So much for 'shovel-ready' jobs

Thursday, June 30, 2011

It was more than two years ago that President Barack Obama signed into law the $862 billion "stimulus" after it was passed almost exclusively by Democrats in Congress over Republican objections.

The American people were assured that the stimulus would fund lots of "shovel-ready" public works and other projects around the country, "creating or saving" many private-sector jobs and holding down unemployment.

But in the face of far higher unemployment than his administration predicted if the stimulus became law, Obama himself has now somewhat acknowledged that the stimulus didn't work out quite as planned.

"'Shovel-ready' was not as 'shovel-ready' as we expected," he said recently when asked about how the complicated federal permitting process had delayed or even killed some projects.

But apart from unreasonable delays in the federal permitting process, the stimulus often protected government jobs while jobs in the private sector continued to disappear. And by one Associated Press analysis, counties around the nation that received the most money for certain stimulus-funded road projects didn't fare any better in job creation than those that received none.

Other analyses have found that many of the estimates of jobs supposedly created by the stimulus were gross exaggerations. The Washington Examiner looked at coverage in newspapers around the country of some of the spending in the first few months of the stimulus. The Examiner found absurd claims such as these:

n The owner of a Kentucky shoe store said he used stimulus funds to create nine jobs. But his claim of creating those jobs was based merely on his providing nine pairs of shoes to the U.S. Army Corps of Engineers!

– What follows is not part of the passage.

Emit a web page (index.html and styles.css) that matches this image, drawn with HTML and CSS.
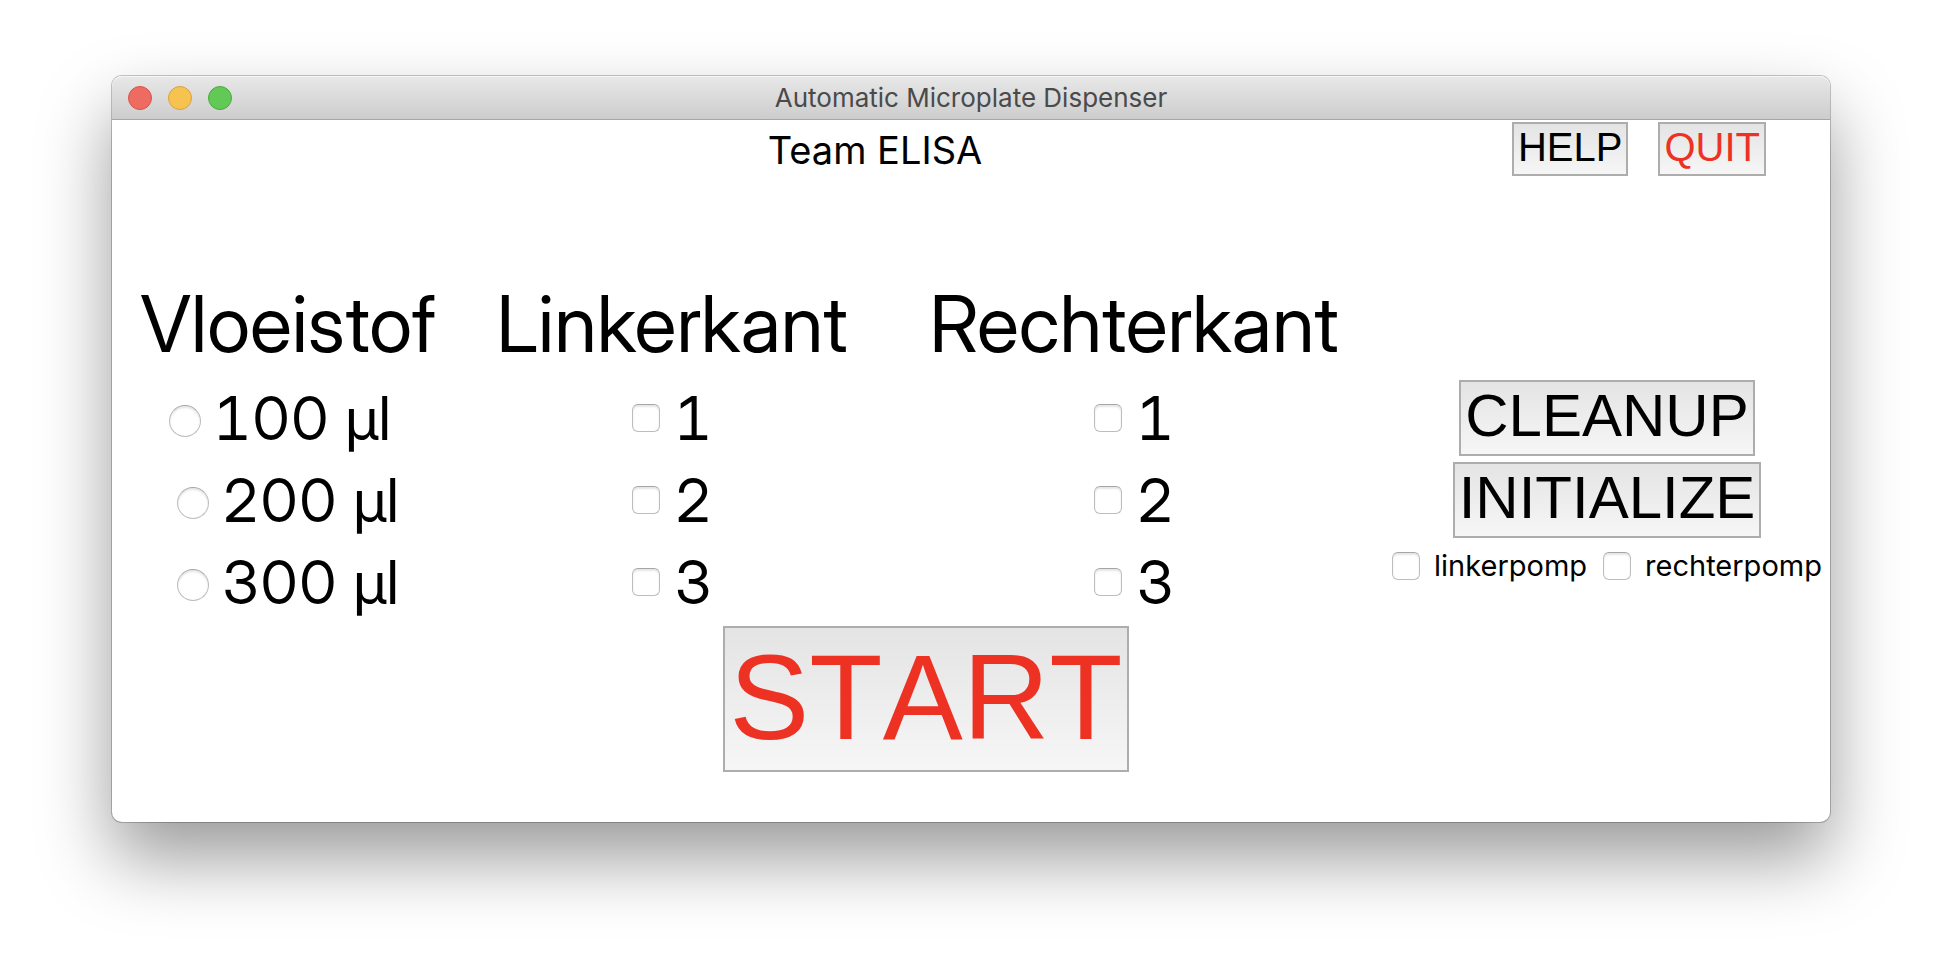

n An organization in Hackensack, N.J., said it "saved" 85 jobs - by using hundreds of thousands of dollars in stimulus funds to give raises to existing staff!

All told, the newspaper found that 75,000 jobs credited to the stimulus were, in fact, neither created nor saved by the stimulus. And that was only in its first few months!

Despite the stimulus' failure, however, some in Washington are pushing for even more federal spending - and higher taxes.

But why should we repeat policies that didn't work the first time?